Quest International déploie un tel zèle que certains profs s'interrogent et mettent le nez dans la documentation remise aux ados. Ils s'aperçoivent que la toxicomanie y représente tout juste quelques pages, mais que le jeune lecteur y est surtout incité à construire sa " planète personnelle " hors du cadre familial et éducatif. Des parents d'élèves, comme à Dijon, s'insurgent contre cet "endoctrinement des gosses". Certains découvrent dans Clés pour l'adolescence le schéma exact des programmes "éducatifs" de la Scientologie : le même vocabulaire, les mêmes méthodes, y compris les plus dérisoires. Par exemple, la possession obligatoire d'une trousse à matériel pédagogique, ou l'utilisation intensive de la pâte à modeler, un des dadas de la secte.
Les plus futés comprennent tout quand ils tombent sur l'édition américaine de la brochure antidrogue de Quest. En couverture, à côté du logo du Lions Club, celui d'une association de directeurs d'école reproduit fièrement l'insigne de la Scientologie : la pyramide à bandes horizontales...

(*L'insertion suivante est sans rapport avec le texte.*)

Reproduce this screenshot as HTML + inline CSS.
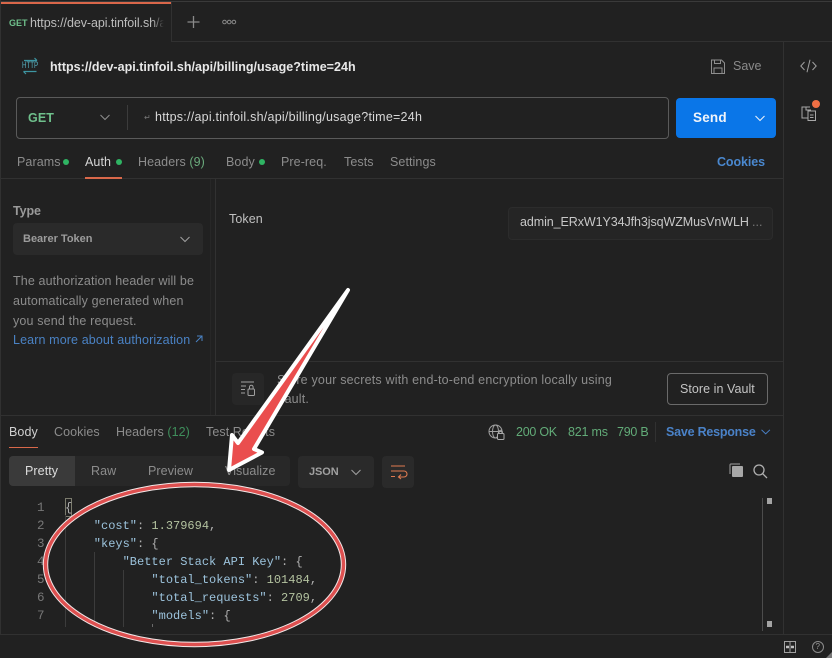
<!DOCTYPE html>
<html><head><meta charset="utf-8">
<style>
html,body{margin:0;padding:0;background:#212121;}
#p{position:relative;width:832px;height:658px;overflow:hidden;background:#212121;font-family:"Liberation Sans",sans-serif;font-size:12.5px;color:#a0a0a0;}
.t{position:absolute;white-space:nowrap;line-height:16px;letter-spacing:.08px;}
.b{position:absolute;}
.m{position:absolute;white-space:pre;font-family:"Liberation Mono",monospace;font-size:12px;line-height:18px;color:#9cc3dc;}
.n{color:#b4c3a0}.w{color:#b0b0b0}
svg{position:absolute;overflow:visible;}
</style></head><body><div id="p">
<!-- lines -->
<div class="b" style="left:0;top:1px;width:832px;height:1px;background:#3a3a3a"></div>
<div class="b" style="left:1px;top:2px;width:171px;height:2px;background:#d9674a"></div>
<div class="b" style="left:171px;top:2px;width:1px;height:40px;background:#313131"></div>
<div class="b" style="left:172px;top:41px;width:660px;height:1px;background:#313131"></div>
<div class="b" style="left:783px;top:41px;width:1px;height:593px;background:#313131"></div>
<div class="b" style="left:0;top:178px;width:783px;height:1px;background:#313131"></div>
<div class="b" style="left:0;top:415px;width:783px;height:1px;background:#313131"></div>
<div class="b" style="left:210px;top:179px;width:1px;height:236px;background:#272727"></div>
<div class="b" style="left:215px;top:179px;width:1px;height:236px;background:#313131"></div>
<div class="b" style="left:216px;top:361px;width:567px;height:1px;background:#313131"></div>
<div class="b" style="left:0;top:634px;width:832px;height:1px;background:#313131"></div>
<div class="b" style="left:0;top:0;width:1px;height:634px;background:#313131"></div>

<!-- tab bar -->
<div class="t" style="left:9px;top:15px;font-size:9px;font-weight:bold;color:#6fc08c;letter-spacing:0">GET</div>
<div class="t" style="left:30px;top:15px;width:134px;overflow:hidden;color:#bdbdbd;font-size:12.500px;letter-spacing:-.07px">https://dev-api.tinfoil.sh/a</div>
<div class="b" style="left:152px;top:12px;width:14px;height:22px;background:linear-gradient(90deg,rgba(33,33,33,0),#212121 85%)"></div>
<svg style="left:187px;top:15px" width="14" height="14"><path d="M6.500 1v12M.5 7h12" stroke="#8a8a8a" stroke-width="1.300" fill="none"/></svg>
<svg style="left:222px;top:19px" width="15" height="6"><circle cx="2.500" cy="3" r="1.800" fill="none" stroke="#8a8a8a"/><circle cx="7.200" cy="3" r="1.800" fill="none" stroke="#8a8a8a"/><circle cx="11.900" cy="3" r="1.800" fill="none" stroke="#8a8a8a"/></svg>

<!-- title -->
<svg style="left:21px;top:57px" width="18" height="18"><path d="M3 3.500h13M13.500 1l2.500 2.500M2.500 14.500h13M2.500 14.500L5 17" stroke="#3e96a3" stroke-width="1.200" fill="none"/></svg>
<div class="t" style="left:22px;top:60px;font-size:9.500px;color:#58b4c4;letter-spacing:0;line-height:12px;transform:scaleX(.65);transform-origin:left center">HTTP</div>
<div class="t" style="left:50px;top:59px;font-size:12.500px;font-weight:bold;color:#e8e8e8;letter-spacing:.02px">https://dev-api.tinfoil.sh/api/billing/usage?time=24h</div>
<svg style="left:711px;top:59px" width="14" height="15"><path d="M.5 1h10l3 3v10.500H.5zM3.500 1v3.500h6V1M3 14.500V9h8v5.500" stroke="#8e8e8e" stroke-width="1" fill="none"/></svg>
<div class="t" style="left:733px;top:58px;color:#8a8a8a;letter-spacing:0">Save</div>

<!-- url bar -->
<div class="b" style="left:16px;top:97px;width:651px;height:40px;border:1px solid #5a5a5a;border-radius:4px"></div>
<div class="t" style="left:28px;top:110px;font-weight:bold;color:#6fc08c;letter-spacing:.1px">GET</div>
<svg style="left:100px;top:114px" width="10" height="7"><path d="M.5 1l4.500 4.500L9.500 1" stroke="#8e8e8e" stroke-width="1" fill="none"/></svg>
<div class="b" style="left:127px;top:105px;width:1px;height:25px;background:#3c3c3c"></div>
<div class="t" style="left:144px;top:110px;font-size:8px;color:#777;letter-spacing:0">↵</div>
<div class="t" style="left:155px;top:109px;color:#d8d8d8;letter-spacing:.24px">https://api.tinfoil.sh/api/billing/usage?time=24h</div>
<div class="b" style="left:676px;top:98px;width:100px;height:40px;background:#0a76e8;border-radius:4px"></div>
<div class="t" style="left:693px;top:110px;font-size:13.500px;font-weight:bold;color:#f0f4fa;letter-spacing:.2px">Send</div>
<svg style="left:755px;top:115px" width="10" height="7"><path d="M.5 1l4.500 4.500L9.500 1" stroke="#e8f0fa" stroke-width="1.100" fill="none"/></svg>

<!-- request tabs -->
<div class="t" style="left:17px;top:154px;color:#8c8c8c">Params</div>
<div class="b" style="left:63px;top:159px;width:6px;height:6px;border-radius:50%;background:#2fb463"></div>
<div class="t" style="left:85px;top:154px;color:#d6d6d6">Auth</div>
<div class="b" style="left:116px;top:159px;width:6px;height:6px;border-radius:50%;background:#2fb463"></div>
<div class="b" style="left:85px;top:177px;width:37px;height:2px;background:#d9684a"></div>
<div class="t" style="left:138px;top:154px;color:#8c8c8c">Headers <span style="color:#6aaa7c">(9)</span></div>
<div class="t" style="left:226px;top:154px;color:#8c8c8c">Body</div>
<div class="b" style="left:259px;top:159px;width:6px;height:6px;border-radius:50%;background:#2fb463"></div>
<div class="t" style="left:281px;top:154px;color:#8c8c8c">Pre-req.</div>
<div class="t" style="left:344px;top:154px;color:#8c8c8c">Tests</div>
<div class="t" style="left:390px;top:154px;color:#8c8c8c">Settings</div>
<div class="t" style="left:717px;top:154px;color:#4a88cf;font-weight:bold;letter-spacing:-.1px">Cookies</div>

<!-- right rail -->
<svg style="left:800px;top:59px" width="17" height="14"><path d="M4.500 3L.8 7l3.700 4M12.500 3l3.700 4-3.700 4M10 .8L7 13.200" stroke="#a0a0a0" stroke-width="1" fill="none"/></svg>
<svg style="left:801px;top:106px" width="16" height="15"><path d="M9 1H1v11h6M5 1v3h5M7 5h7.500v9.500H7zM9 9h3.500M9 11.500h3.500" stroke="#a8a8a8" stroke-width="1" fill="none"/></svg>
<div class="b" style="left:812px;top:100px;width:8px;height:8px;border-radius:50%;background:#ef6f44"></div>

<!-- auth left -->
<div class="t" style="left:13px;top:203px;color:#9a9a9a;font-weight:bold;letter-spacing:-.1px">Type</div>
<div class="b" style="left:13px;top:223px;width:190px;height:32px;background:#2a2a2a;border-radius:4px"></div>
<div class="t" style="left:23px;top:231px;font-size:11px;font-weight:bold;color:#9c9c9c;letter-spacing:0">Bearer Token</div>
<svg style="left:180px;top:236px" width="10" height="7"><path d="M.5 1l4.500 4.500L9.500 1" stroke="#a0a0a0" stroke-width="1" fill="none"/></svg>
<div class="t" style="left:13px;top:273px;color:#8c8c8c;letter-spacing:.12px">The authorization header will be</div>
<div class="t" style="left:13px;top:293px;color:#8c8c8c;letter-spacing:.16px">automatically generated when</div>
<div class="t" style="left:13px;top:313px;color:#8c8c8c;letter-spacing:.16px">you send the request.</div>
<div class="t" style="left:13px;top:332px;color:#4a82c4;letter-spacing:.12px">Learn more about authorization</div>
<svg style="left:195px;top:335px" width="8" height="8"><path d="M1 7l5.500-5.500M2 1h5v5" stroke="#4a82c4" stroke-width="1" fill="none"/></svg>

<!-- token -->
<div class="t" style="left:229px;top:211px;color:#c0c0c0">Token</div>
<div class="b" style="left:508px;top:207px;width:263px;height:31px;background:#252525;border:1px solid #2c2c2c;border-radius:4px"></div>
<div class="t" style="left:520px;top:214px;color:#c8c8c8;letter-spacing:-.08px">admin_ERxW1Y34Jfh3jsqWZMusVnWLH</div>
<div class="t" style="left:752px;top:214px;color:#777;letter-spacing:0">...</div>

<!-- vault -->
<div class="b" style="left:232px;top:373px;width:32px;height:32px;background:#272727;border-radius:4px"></div>
<svg style="left:240px;top:381px" width="16" height="17"><path d="M1 1h13M1 5h5M1 8.500h4M1 12h4" stroke="#a0a0a0" stroke-width="1" fill="none"/><rect x="8" y="8" width="6.500" height="6.500" rx="1" fill="none" stroke="#a0a0a0"/><path d="M9.500 8V6a1.800 1.800 0 0 1 3.600 0v2" fill="none" stroke="#a0a0a0"/></svg>
<div class="t" style="left:277px;top:372px;color:#8c8c8c;letter-spacing:.19px">Store your secrets with end-to-end encryption locally using</div>
<div class="t" style="left:277px;top:391px;color:#8c8c8c;letter-spacing:.16px">Vault.</div>
<div class="b" style="left:667px;top:373px;width:99px;height:30px;border:1px solid #6a6a6a;border-radius:4px"></div>
<div class="t" style="left:680px;top:381px;color:#c4c4c4;letter-spacing:.05px">Store in Vault</div>

<!-- response tabs -->
<div class="t" style="left:9px;top:424px;color:#d0d0d0">Body</div>
<div class="b" style="left:9px;top:447px;width:29px;height:1px;background:#d9684a"></div>
<div class="t" style="left:54px;top:424px;color:#8c8c8c">Cookies</div>
<div class="t" style="left:116px;top:424px;color:#8c8c8c">Headers <span style="color:#3f8f5c">(12)</span></div>
<div class="t" style="left:206px;top:424px;color:#8c8c8c">Test Results</div>
<svg style="left:488px;top:424px" width="17" height="17"><circle cx="7.500" cy="7.500" r="6.500" fill="none" stroke="#a0a0a0"/><ellipse cx="7.500" cy="7.500" rx="3" ry="6.500" fill="none" stroke="#a0a0a0"/><path d="M1 7.500h13" stroke="#a0a0a0"/><rect x="9.500" y="9.500" width="6.500" height="6" rx="1" fill="#212121" stroke="#a8a8a8"/><path d="M11 9.500V8a1.700 1.700 0 0 1 3.400 0v1.500" fill="none" stroke="#a8a8a8"/></svg>
<div class="t" style="left:516px;top:424px;color:#62ab78;letter-spacing:-.25px">200 OK</div>
<div class="t" style="left:568px;top:424px;color:#62ab78;letter-spacing:-.2px">821 ms</div>
<div class="t" style="left:617px;top:424px;color:#62ab78;letter-spacing:-.25px">790 B</div>
<div class="b" style="left:655px;top:422px;width:1px;height:20px;background:#313131"></div>
<div class="t" style="left:666px;top:424px;color:#4a82c8;font-weight:bold;letter-spacing:-.22px">Save Response</div>
<svg style="left:761px;top:429px" width="10" height="6"><path d="M.5.800l4.200 4 4.200-4" stroke="#4a82c8" stroke-width="1" fill="none"/></svg>

<!-- view bar -->
<div class="b" style="left:9px;top:456px;width:281px;height:30px;background:#282828;border-radius:4px"></div>
<div class="b" style="left:9px;top:456px;width:66px;height:30px;background:#3a3a3a;border-radius:4px 0 0 4px"></div>
<div class="t" style="left:25px;top:463px;color:#dcdcdc">Pretty</div>
<div class="t" style="left:91px;top:463px;color:#8c8c8c">Raw</div>
<div class="t" style="left:148px;top:463px;color:#8c8c8c">Preview</div>
<div class="t" style="left:225px;top:463px;color:#8c8c8c">Visualize</div>
<div class="b" style="left:298px;top:456px;width:76px;height:32px;background:#2a2a2a;border-radius:4px"></div>
<div class="t" style="left:309px;top:464px;font-size:11px;font-weight:bold;color:#a0a0a0;letter-spacing:-.1px">JSON</div>
<svg style="left:351px;top:469px" width="10" height="7"><path d="M.5 1l4.500 4.500L9.500 1" stroke="#a0a0a0" stroke-width="1" fill="none"/></svg>
<div class="b" style="left:382px;top:456px;width:32px;height:32px;background:#2a2a2a;border-radius:4px"></div>
<svg style="left:390px;top:465px" width="16" height="14"><path d="M1 1h14M1 6h13a2 2 0 0 1 0 6H9M11 9.500L8.500 12 11 14M1 11.500h4" stroke="#e07a50" stroke-width="1.100" fill="none"/></svg>
<svg style="left:729px;top:463px" width="15" height="15"><rect x="3" y="3" width="11" height="11" rx="1" fill="#a8a8a8"/><path d="M1 11V2a1 1 0 0 1 1-1h9" stroke="#8a8a8a" stroke-width="1.200" fill="none"/></svg>
<svg style="left:753px;top:464px" width="15" height="15"><circle cx="6" cy="6" r="5" fill="none" stroke="#b0b0b0" stroke-width="1.300"/><path d="M9.800 9.800L14 14" stroke="#b0b0b0" stroke-width="1.300"/></svg>

<!-- code -->
<div class="m" style="left:37px;top:499px;color:#777;font-size:12.500px">1
2
3
4
5
6
7</div>
<div class="b" style="left:65px;top:498px;width:5px;height:17px;border:1px solid #7c7c6e"></div>
<div class="b" style="left:65px;top:515px;width:1px;height:112px;background:#3c3c3c"></div>
<div class="b" style="left:94px;top:552px;width:1px;height:75px;background:#3c3c3c"></div>
<div class="b" style="left:123px;top:570px;width:1px;height:57px;background:#3c3c3c"></div>
<div class="b" style="left:152px;top:624px;width:1px;height:3px;background:#6a6a6a"></div>
<div class="m" style="left:65px;top:499px"><span class="w">{</span>
    "cost"<span class="w">:</span> <span class="n">1.379694</span><span class="w">,</span>
    "keys"<span class="w">:</span> <span class="w">{</span>
        "Better Stack API Key"<span class="w">:</span> <span class="w">{</span>
            "total_tokens"<span class="w">:</span> <span class="n">101484</span><span class="w">,</span>
            "total_requests"<span class="w">:</span> <span class="n">2709</span><span class="w">,</span>
            "models"<span class="w">:</span> <span class="w">{</span></div>

<!-- scrollbar -->
<div class="b" style="left:762px;top:498px;width:1px;height:133px;background:#4c4c4c"></div>
<div class="b" style="left:767px;top:498px;width:5px;height:6px;background:#a4a4a4"></div>
<div class="b" style="left:767px;top:621px;width:5px;height:6px;background:#a4a4a4"></div>

<!-- footer icons -->
<svg style="left:784px;top:641px" width="12" height="12"><rect x=".5" y=".5" width="11" height="11" fill="none" stroke="#a0a0a0"/><path d="M6 .5v11" stroke="#a0a0a0"/><path d="M2 6h3M7 6h3" stroke="#c0c0c0" stroke-width="2.500"/></svg>
<svg style="left:812px;top:641px" width="12" height="12"><circle cx="6" cy="6" r="5.500" fill="none" stroke="#8c8c8c"/></svg>
<div class="t" style="left:815.500px;top:641px;font-size:8px;line-height:12px;color:#9a9a9a;letter-spacing:0">?</div>
<svg style="left:826px;top:652px" width="6" height="6"><path d="M6 0v6H0z" fill="#777"/></svg>

<!-- annotations -->
<svg style="left:0;top:0" width="832" height="658">
<ellipse cx="194.500" cy="564.500" rx="149" ry="80" fill="none" stroke="#f2e8e8" stroke-width="5.400"/>
<ellipse cx="194.500" cy="564.500" rx="149" ry="80" fill="none" stroke="#de5050" stroke-width="3.400"/>
<path d="M348 290L254 449 262 452.500 229 470 232 435 238 443z" fill="#ea4e4e" stroke="#fff" stroke-width="4" stroke-linejoin="round"/>
</svg>
</div></body></html>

Au ministère, on allègue que l'autorisation donnée à l'opération Quest l'a été pour un nombre très limité d'académies. Ce qui n'a pas l'air de tellement gêner nos gourous : pendant l'année scolaire qui vient de s'achever, 8.000 élèves des lycées et collèges ont été " maniés " comme on dit dans le vocabulaire des scientos. Très affectueux, ils ne sont pas près de leur lâcher les baskets. Et un vivier tout neuf est à la disposition de la secte dès la rentrée de septembre.

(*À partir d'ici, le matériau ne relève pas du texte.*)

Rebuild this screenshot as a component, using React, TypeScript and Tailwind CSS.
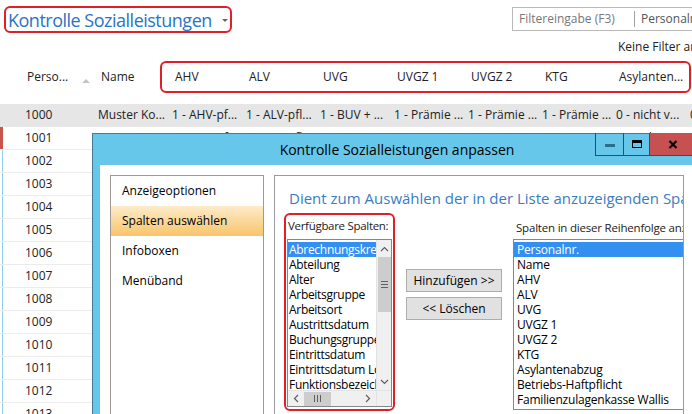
import React from 'react';

const rows = ['1000', '1001', '1002', '1003', '1004', '1005', '1006', '1007', '1008', '1009', '1010', '1011', '1012', '1013'];

const rowCells = ['1 - AHV-pf...', '1 - ALV-pfl...', '1 - BUV + ...', '1 - Prämie ...', '1 - Prämie ...', '1 - Prämie ...', '0 - nicht v...'];

const headers = ['AHV', 'ALV', 'UVG', 'UVGZ 1', 'UVGZ 2', 'KTG', 'Asylanten...'];

const available = [
  'Abrechnungskreis',
  'Abteilung',
  'Alter',
  'Arbeitsgruppe',
  'Arbeitsort',
  'Austrittsdatum',
  'Buchungsgruppe',
  'Eintrittsdatum',
  'Eintrittsdatum Lohn',
  'Funktionsbezeichnung',
];

const chosen = [
  'Personalnr.',
  'Name',
  'AHV',
  'ALV',
  'UVG',
  'UVGZ 1',
  'UVGZ 2',
  'KTG',
  'Asylantenabzug',
  'Betriebs-Haftpflicht',
  'Familienzulagenkasse Wallis',
];

const NavItem: React.FC<{ label: string; active?: boolean }> = ({ label, active }) => (
  <div
    className={`h-[30px] flex items-center pl-[11px] text-[12px] text-black ${
      active ? 'bg-gradient-to-b from-[#fdebc8] to-[#f8c469]' : ''
    }`}
  >
    {label}
  </div>
);

const AvailableList: React.FC = () => (
  <div className="ml-[1px] mt-[2px] w-[105px] h-[168px] border border-[#828790] bg-white flex flex-col">
    <div className="flex flex-1 min-h-0">
      <div className="w-[89px] pt-[2px] overflow-hidden">
        {available.map((item, i) => (
          <div
            key={item}
            className={`h-[15px] leading-[15px] text-[12px] tracking-[-0.3px] pl-[1px] whitespace-nowrap ${
              i === 0 ? 'bg-[#3390f0] text-white' : 'text-black'
            }`}
          >
            {item}
          </div>
        ))}
      </div>
      {/* vertical scrollbar */}
      <div className="w-[15px] bg-[#f0f0f0] border-l border-[#e3e3e3] flex flex-col items-center">
        <div className="h-[17px] flex items-center justify-center">
          <svg width="9" height="6" viewBox="0 0 9 6">
            <path d="M1 5 L4.5 1.5 L8 5" fill="none" stroke="#606060" strokeWidth="1.2" />
          </svg>
        </div>
        <div className="w-[13px] h-[55px] bg-[#cdcdcd] flex flex-col items-center justify-center gap-[2px]">
          <div className="w-[7px] h-[1px] bg-[#606060]" />
          <div className="w-[7px] h-[1px] bg-[#606060]" />
          <div className="w-[7px] h-[1px] bg-[#606060]" />
        </div>
        <div className="flex-1" />
        <div className="h-[17px] flex items-center justify-center">
          <svg width="9" height="6" viewBox="0 0 9 6">
            <path d="M1 1 L4.5 4.5 L8 1" fill="none" stroke="#606060" strokeWidth="1.2" />
          </svg>
        </div>
      </div>
    </div>
    {/* horizontal scrollbar */}
    <div className="h-[16px] flex border-t border-[#e3e3e3]">
      <div className="w-[89px] bg-[#f0f0f0] flex items-center">
        <div className="w-[16px] flex items-center justify-center">
          <svg width="6" height="9" viewBox="0 0 6 9">
            <path d="M5 1 L1.5 4.5 L5 8" fill="none" stroke="#606060" strokeWidth="1.2" />
          </svg>
        </div>
        <div className="w-[27px] h-[14px] bg-[#cdcdcd] flex items-center justify-center gap-[2px]">
          <div className="w-[1px] h-[7px] bg-[#606060]" />
          <div className="w-[1px] h-[7px] bg-[#606060]" />
          <div className="w-[1px] h-[7px] bg-[#606060]" />
        </div>
        <div className="flex-1" />
        <div className="w-[16px] flex items-center justify-center">
          <svg width="6" height="9" viewBox="0 0 6 9">
            <path d="M1 1 L4.5 4.5 L1 8" fill="none" stroke="#606060" strokeWidth="1.2" />
          </svg>
        </div>
      </div>
      <div className="w-[15px] bg-[#f0f0f0] border-l border-[#e3e3e3]" />
    </div>
  </div>
);

const Dialog: React.FC = () => (
  <div className="absolute left-[92px] top-[133px] w-[610px] h-[300px] bg-[#66c7ea] border border-[#3f7d99] flex flex-col">
    <div className="h-[31px] relative flex items-center justify-center text-[14px] text-black">
      Kontrolle Sozialleistungen anpassen
      <div className="absolute top-[-1px] left-[502px] flex h-[23px] border border-[#2f4f5e] border-t-0">
        <div className="w-[28px] flex items-center justify-center border-r border-[#2f4f5e]">
          <div className="w-[10px] h-[3px] bg-[#2c6f8a] mt-[3px]" />
        </div>
        <div className="w-[26px] flex items-center justify-center border-r border-[#2f4f5e]">
          <div className="w-[10px] h-[8px] border border-black border-t-[3px]" />
        </div>
        <div className="w-[45px] bg-[#c75050] flex items-center justify-center">
          <svg width="10" height="9" viewBox="0 0 10 9">
            <path d="M1.5 1 L8.5 8 M8.5 1 L1.5 8" stroke="black" strokeWidth="2.2" />
          </svg>
        </div>
      </div>
    </div>
    <div className="flex-1 mx-[7px] bg-white flex gap-[10px] pl-[10px] pt-[10px]">
      {/* left navigation */}
      <div className="w-[154px] border border-[#9a9a9a]">
        <NavItem label="Anzeigeoptionen" />
        <NavItem label="Spalten auswählen" active />
        <NavItem label="Infoboxen" />
        <NavItem label="Menüband" />
      </div>
      {/* right panel */}
      <div className="w-[410px] border border-[#9a9a9a] overflow-hidden pl-[14px] pt-[12px]">
        <div className="h-[20px] leading-[20px] text-[15px] text-[#3a7cc2] whitespace-nowrap">
          Dient zum Auswählen der in der Liste anzuzeigenden Spalten.
        </div>
        <div className="flex mt-[5px] -ml-[5px]">
          <div className="w-[111px] h-[198px] border-2 border-[#e01f28] rounded-[6px] shrink-0">
            <div className="h-[22px] flex items-center pl-[2px] text-[11.5px] tracking-[-0.3px] text-[#222] whitespace-nowrap overflow-hidden">
              Verfügbare Spalten:
            </div>
            <AvailableList />
          </div>
          <div className="ml-[11px] mt-[56px] flex flex-col gap-[5px] shrink-0">
            <div className="w-[96px] h-[23px] bg-[#e1e1e1] border border-[#adadad] flex items-center justify-center text-[12px] text-black">
              Hinzufügen &gt;&gt;
            </div>
            <div className="w-[96px] h-[23px] bg-[#e1e1e1] border border-[#adadad] flex items-center justify-center text-[12px] text-black">
              &lt;&lt; Löschen
            </div>
          </div>
          <div className="ml-[11px] shrink-0">
            <div className="h-[26px] flex items-center pl-[3px] pt-[4px] text-[11.5px] tracking-[-0.2px] text-[#222] whitespace-nowrap">
              Spalten in dieser Reihenfolge anzeigen:
            </div>
            <div className="w-[200px] h-[171px] border border-[#828790] pt-[2px]">
              {chosen.map((item, i) => (
                <div
                  key={item}
                  className={`h-[15px] leading-[15px] text-[12px] tracking-[-0.2px] pl-[3px] whitespace-nowrap ${
                    i === 0 ? 'bg-[#3390f0] text-white' : 'text-black'
                  }`}
                >
                  {item}
                </div>
              ))}
            </div>
          </div>
        </div>
      </div>
    </div>
  </div>
);

export default function App() {
  return (
    <div className="relative w-[692px] h-[414px] overflow-hidden bg-white font-['Open_Sans','Noto_Sans',sans-serif] text-[#222]">
      {/* top bar */}
      <div className="h-[38px] flex items-start">
        <div className="ml-[4px] mt-[6px] w-[228px] h-[27px] border-2 border-[#e01f28] rounded-[6px] flex items-center pl-[2px] shrink-0">
          <span className="text-[18px] tracking-[-0.5px] text-[#2a74c4] leading-none whitespace-nowrap">
            Kontrolle Sozialleistungen
          </span>
          <span className="ml-[10px] mt-[2px] w-0 h-0 border-l-[3px] border-r-[3px] border-t-[3px] border-l-transparent border-r-transparent border-t-[#666]" />
        </div>
        <div className="ml-[280px] mt-[7px] w-[200px] h-[24px] border border-[#b9b9b9] flex items-center shrink-0 text-[12px]">
          <span className="pl-[6px] w-[121px] text-[#777]">Filtereingabe (F3)</span>
          <span className="w-[1px] h-[16px] bg-[#a0a0a0]" />
          <span className="pl-[6px] text-[#555] whitespace-nowrap">Personalnr.</span>
        </div>
      </div>
      <div className="h-[18px] flex items-center pl-[618px] text-[12px] text-[#222] whitespace-nowrap">
        Keine Filter angewendet
      </div>
      {/* header row */}
      <div className="relative h-[42px] flex items-center text-[12px] text-[#222]">
        <div className="w-[3px]" />
        <div className="w-[92px] pl-[24px] flex items-center shrink-0">
          <span>Perso...</span>
          <span className="ml-[14px] mt-[8px] w-0 h-0 border-l-[4px] border-r-[4px] border-b-[4px] border-l-transparent border-r-transparent border-b-[#c4c4c4]" />
        </div>
        <div className="w-[75px] pl-[6px] shrink-0">Name</div>
        {headers.map((h) => (
          <div key={h} className="w-[74px] pl-[5px] shrink-0 whitespace-nowrap">
            {h}
          </div>
        ))}
        <div className="absolute left-[160px] top-[5px] w-[531px] h-[32px] border-2 border-[#e01f28] rounded-[6px]" />
      </div>
      <div className="h-[6px]" />
      {/* data rows */}
      <div className="flex flex-col">
        {rows.map((nr, idx) => (
          <div
            key={nr}
            className={`h-[23px] flex items-center text-[12px] text-[#222] whitespace-nowrap border-b ${
              idx === 0 ? 'bg-[#e6e6e6] border-[#e6e6e6]' : 'border-[#ececec]'
            }`}
          >
            <div
              className={`w-[3px] h-full shrink-0 ${
                idx === 1 ? 'bg-[#c5574f]' : idx > 1 ? 'border-r border-[#8fd0ea]' : ''
              }`}
            />
            <div className="w-[92px] pl-[22px] shrink-0">{nr}</div>
            <div className="w-[75px] pl-[3px] shrink-0">{idx === 0 ? 'Muster Ko...' : 'Muster Ka...'}</div>
            {rowCells.map((c, i) => (
              <div key={i} className="w-[74px] pl-[2px] shrink-0 overflow-hidden">
                {c}
              </div>
            ))}
            <div className="pl-[2px] shrink-0">0</div>
          </div>
        ))}
      </div>
      <Dialog />
    </div>
  );
}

(...) A Saumur, le conseil municipal a délibéré sur l'utilisation de la subvention accordée à un collège de la ville qui a accepté de participer à ce programme anti-drogue, baptisé joliment Clés pour l'adolescence.
On ne sait pourquoi, mais l'équipe qui gère la mairie
de Saumur a très mal pris le rappel, par les conseillers municipaux
de l'opposition, des informations parues dans Le Canard. Une adjointe au
maire, Marie-Hélène de Bousquet, a prononcé une diatribe
enflammée non pas contre la scientologie, mais contre Le Canard
"cette gazette diffamatoire et provocatrice". Rien de
moins.
Cette agressivité s'explique : on n'a pas pardonné au Canard d'avoir raconté comment, en 1983, le maire de Saumur, Jean-Paul Hugot, animait, en compagnie des intégristes, des associations de droite créées pour la "reconquête" culturelle (Art et Lumière, Alliance pour une nouvelle culture). Hugot est un ancien du petit syndicat d'extrême-droite UNI, même si, aujourd'hui, il s'est acheté une conduite en entrant au Lions Club de Saumur. C'est plus chic.
Remue-ménage, également, chez nos voisins suisses. Leur presse a repris les informations du Canard avec d'autant plus d'intérêt que les scientologues de Quest-Europe ont installé leur siège à Vevey. La récente décision du ministère français de l'Education nationale, suspendant le programme Clés pour l'adolescence dans les lycées et collèges, a également impressionné les Helvètes. Ainsi, à Lausanne, affirme l'agence suisse de reportage BRRI, le canton de Vaud va probablement renoncer à l'opération Quest dans ses établissements scolaires. Les scientologues s'étaient réjouis trop vite d'engloutir les petits Suisses.